I expected more from Seven Days than the fluff piece about retiring Rutland police chief James Baker and his Keystone Cops in Rut-Land with hardly a mention of the cops being drunk on the job, discharging firearms inside cruisers, being drunk at the firing range, etc. ["Leaving 'Rut-Vegas': Influential Police Chief Has a New Gig," November 19].
There's a "drug problem" in Rutland — and Vermont — and that drug is alcohol, perfectly legal, and am I the only one who sees the racist application of "justice" for drug users (white, who get treatment/diversion) and so-called drug "dealers" (black/brown who get federal mandatory sentences)?
U.S. Attorney Tristram Coffin, Vermont Attorney General Bill Sorrell and others think nothing of jailing these kids at $50,000 a year, but we cringe at "free college," which costs half as much? And maybe some Rutland Police Department problems could be averted with an alcohol ignition interlock that would only allow the sober to start and drive the car.
And, of course, you just had to mention the huffing fatality that killed 17-year-old Carly Ferro, but no mention of the "occupants" seen throwing beer cans and bottles from the vehicle. The "aerosol" seems to take precedence — sensationalism works!
It's good to see the Peter Principle working for Baker, now going to D.C., where he'll truly rise to his level of incompetence! The "drug laws" are racist and insane, the cops are drunk, paranoid and insane, and we are clinically insane for continuing a prohibition policy that doesn't work and never has. Witness the gentle hand of "justice" that shuffled a shifty drug-and gun-stealing cop off to rehab for breaching the public trust. Remember the "missing" cocaine in Williston last year? They should test all "evidence" for purity at the time of confiscation to keep cops from "cutting" it and helping themselves to a free and lucrative supply.
Will we lose some people to legalization? Sure, and we're gonna lose 'em anyway. Time to end the "drug war," once and for all. Stick a fork in it; it's done.
Rutland police chief James Baker forbade officers from referring to Rutland by a pejorative moniker because it devalues the city ["Leaving 'Rut-Vegas': Influential Police Chief Has a New Gig," November 19]. Police officers must respect the community they serve. Seven Days has the same responsibility. Your headline is offensive and contributes to perpetuation of a negative view of Rutland — a small city struggling with the same economic and cultural issues that affect many communities in our state. Give Rutland a break. The community is shining a light on problems and developing solutions.

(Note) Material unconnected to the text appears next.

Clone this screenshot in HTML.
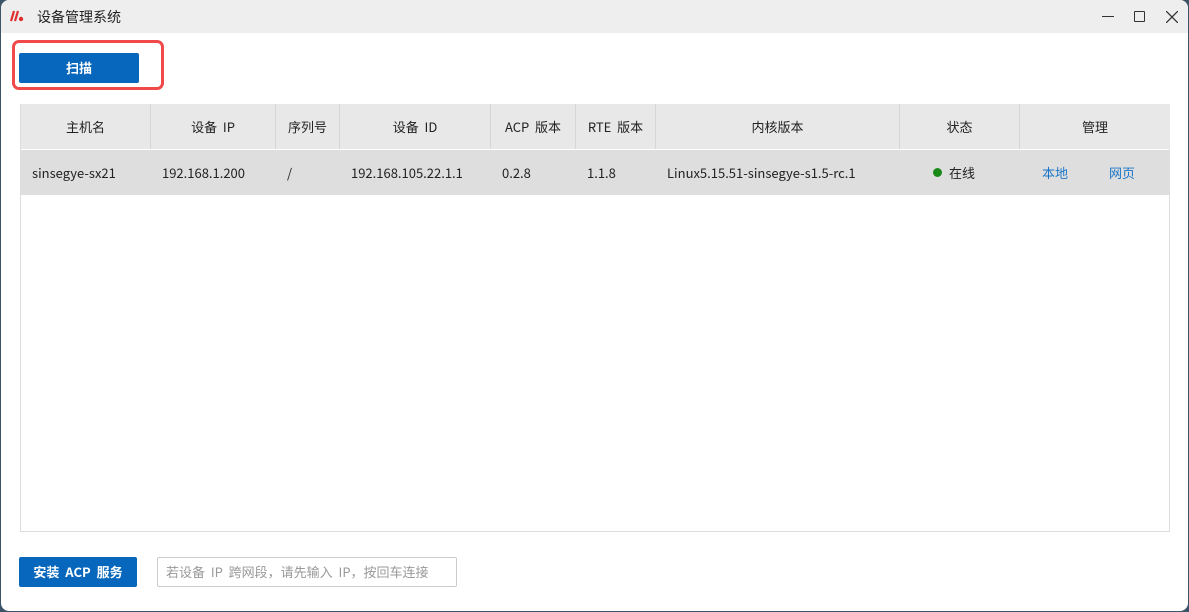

Rutland is Vermont's hometown. Your headline indicates what you want readers to think of when they think of Rutland. Why deliberately run down Rutland? It's not funny, edgy or cool. The article was positive and highlighted progressive leadership and community-led efforts to create a city even Seven Days readers would find attractive.
Would you use a pejorative term in a headline to refer to any other Vermont city or town? If so, you should reconsider your policy. Readers who never heard that term are now provided with a dim view of Rutland, thanks to that dismissive moniker. Why perpetuate negativity? The city and its inhabitants deserve respect. Please grow up and take responsibility for your power as a thought leader. You may offer an apology using the same size font as the headline.
In last week's Side Dishes story titled "Hoppin' Hills," Hannah Palmer Egan incorrectly reported that Upper Pass brewer Chris Perry "spent time" at Smuttynose Brewing and the Norwich Inn. In fact, Perry brewed at the erstwhile Perfect Pear Café in Bradford, and collaborated with brewers at Smuttynose and Norwich Inn, but was not employed by either.